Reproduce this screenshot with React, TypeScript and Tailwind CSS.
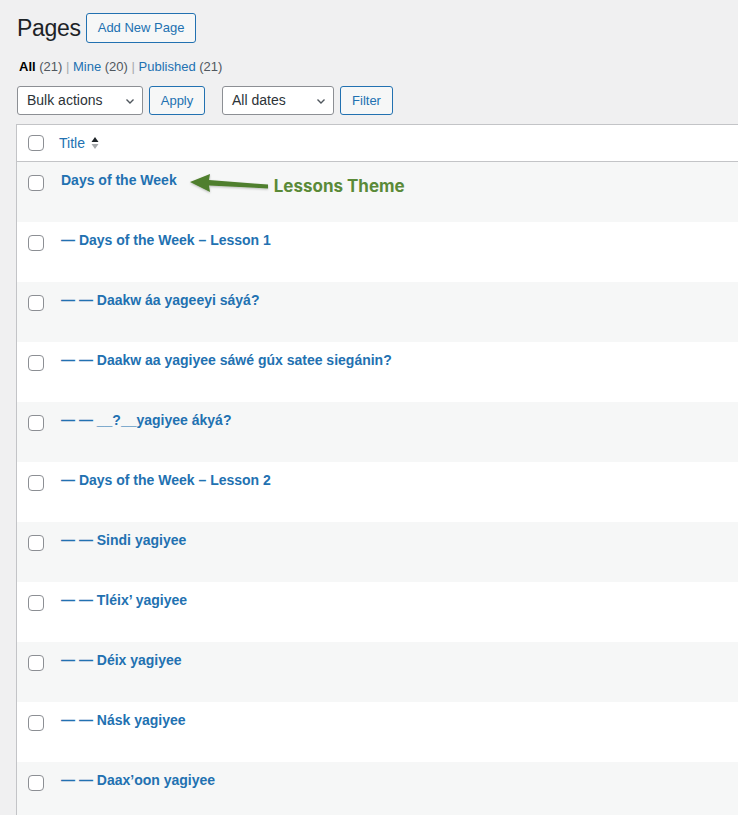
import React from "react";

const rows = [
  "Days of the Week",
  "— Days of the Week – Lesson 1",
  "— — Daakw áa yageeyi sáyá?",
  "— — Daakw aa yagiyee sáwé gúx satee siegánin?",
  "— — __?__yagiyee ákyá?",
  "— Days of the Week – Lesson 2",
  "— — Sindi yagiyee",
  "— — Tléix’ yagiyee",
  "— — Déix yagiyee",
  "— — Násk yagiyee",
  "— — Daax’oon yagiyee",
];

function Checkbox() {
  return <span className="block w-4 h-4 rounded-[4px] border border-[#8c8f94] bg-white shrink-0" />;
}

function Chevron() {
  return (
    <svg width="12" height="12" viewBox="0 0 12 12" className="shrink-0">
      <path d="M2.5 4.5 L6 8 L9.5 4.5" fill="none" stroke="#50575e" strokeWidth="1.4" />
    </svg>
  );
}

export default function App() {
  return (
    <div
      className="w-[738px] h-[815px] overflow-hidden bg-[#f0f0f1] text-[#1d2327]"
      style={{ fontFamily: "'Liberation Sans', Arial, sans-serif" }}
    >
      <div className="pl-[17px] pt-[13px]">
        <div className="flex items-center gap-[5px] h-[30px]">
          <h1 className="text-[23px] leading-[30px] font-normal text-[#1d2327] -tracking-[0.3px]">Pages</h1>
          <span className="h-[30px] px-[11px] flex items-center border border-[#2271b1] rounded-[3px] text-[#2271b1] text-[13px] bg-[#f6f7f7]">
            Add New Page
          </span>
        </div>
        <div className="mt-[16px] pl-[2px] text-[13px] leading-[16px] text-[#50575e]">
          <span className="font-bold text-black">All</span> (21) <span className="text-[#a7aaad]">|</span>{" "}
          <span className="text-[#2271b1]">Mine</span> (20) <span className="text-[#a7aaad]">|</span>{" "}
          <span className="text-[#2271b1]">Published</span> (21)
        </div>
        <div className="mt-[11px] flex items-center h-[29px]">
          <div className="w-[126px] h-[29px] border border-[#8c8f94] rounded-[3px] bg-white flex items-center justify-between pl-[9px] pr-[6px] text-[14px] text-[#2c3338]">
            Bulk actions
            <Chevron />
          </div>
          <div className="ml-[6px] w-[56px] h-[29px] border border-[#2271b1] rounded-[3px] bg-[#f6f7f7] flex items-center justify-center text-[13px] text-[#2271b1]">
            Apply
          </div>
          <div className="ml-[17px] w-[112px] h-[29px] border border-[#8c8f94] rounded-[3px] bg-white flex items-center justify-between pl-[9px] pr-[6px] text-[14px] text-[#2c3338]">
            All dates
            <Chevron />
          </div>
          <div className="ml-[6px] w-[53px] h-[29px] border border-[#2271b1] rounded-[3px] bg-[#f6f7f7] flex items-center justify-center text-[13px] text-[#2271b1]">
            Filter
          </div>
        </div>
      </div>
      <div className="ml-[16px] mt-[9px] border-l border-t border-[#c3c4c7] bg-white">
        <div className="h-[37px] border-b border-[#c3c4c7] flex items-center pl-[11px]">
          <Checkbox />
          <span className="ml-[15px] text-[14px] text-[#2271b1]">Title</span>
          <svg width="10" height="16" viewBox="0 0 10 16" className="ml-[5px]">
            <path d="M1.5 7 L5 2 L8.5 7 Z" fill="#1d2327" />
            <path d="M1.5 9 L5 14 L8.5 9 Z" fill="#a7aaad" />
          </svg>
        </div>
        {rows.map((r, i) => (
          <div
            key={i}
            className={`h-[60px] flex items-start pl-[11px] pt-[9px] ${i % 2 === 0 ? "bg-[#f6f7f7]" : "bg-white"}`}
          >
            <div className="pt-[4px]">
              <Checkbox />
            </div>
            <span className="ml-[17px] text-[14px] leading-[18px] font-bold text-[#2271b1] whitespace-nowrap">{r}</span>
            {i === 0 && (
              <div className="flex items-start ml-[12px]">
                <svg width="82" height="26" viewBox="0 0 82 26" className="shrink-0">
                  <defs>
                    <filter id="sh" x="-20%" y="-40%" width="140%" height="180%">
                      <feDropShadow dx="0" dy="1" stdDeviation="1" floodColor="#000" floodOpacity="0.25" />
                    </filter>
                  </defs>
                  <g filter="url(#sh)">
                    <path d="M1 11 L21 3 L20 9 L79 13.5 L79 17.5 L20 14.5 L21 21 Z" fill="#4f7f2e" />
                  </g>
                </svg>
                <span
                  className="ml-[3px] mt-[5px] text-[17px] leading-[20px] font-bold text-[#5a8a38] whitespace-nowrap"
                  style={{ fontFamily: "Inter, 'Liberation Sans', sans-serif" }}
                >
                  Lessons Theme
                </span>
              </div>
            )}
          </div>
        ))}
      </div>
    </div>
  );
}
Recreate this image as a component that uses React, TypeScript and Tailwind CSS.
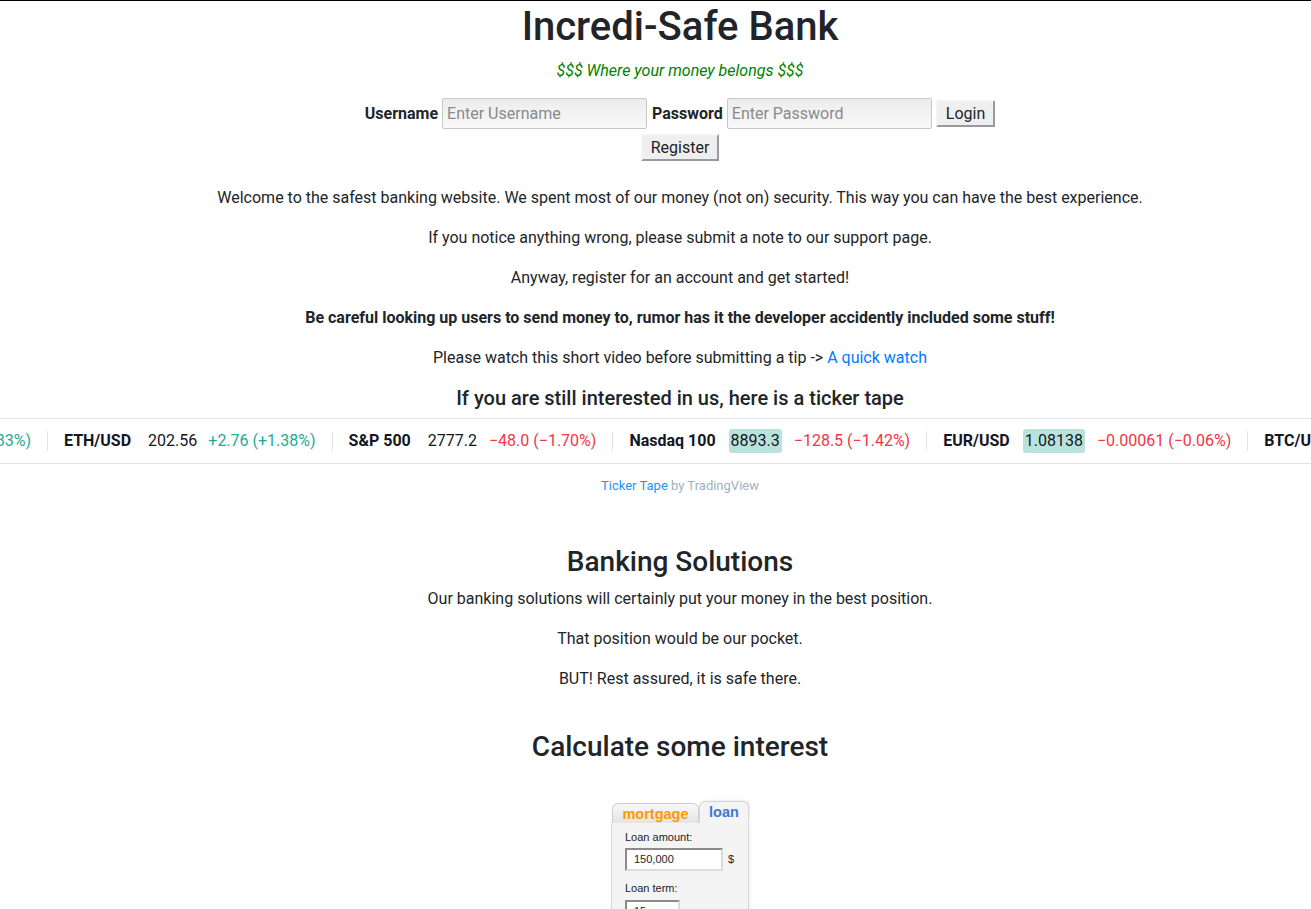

○ ○ ○

### Written task
Look for "Tailwind" and pull out every line that has it.

### Worked solution
Reproduce this screenshot with React, TypeScript and Tailwind CSS.
Recreate this image as a component that uses React, TypeScript and Tailwind CSS.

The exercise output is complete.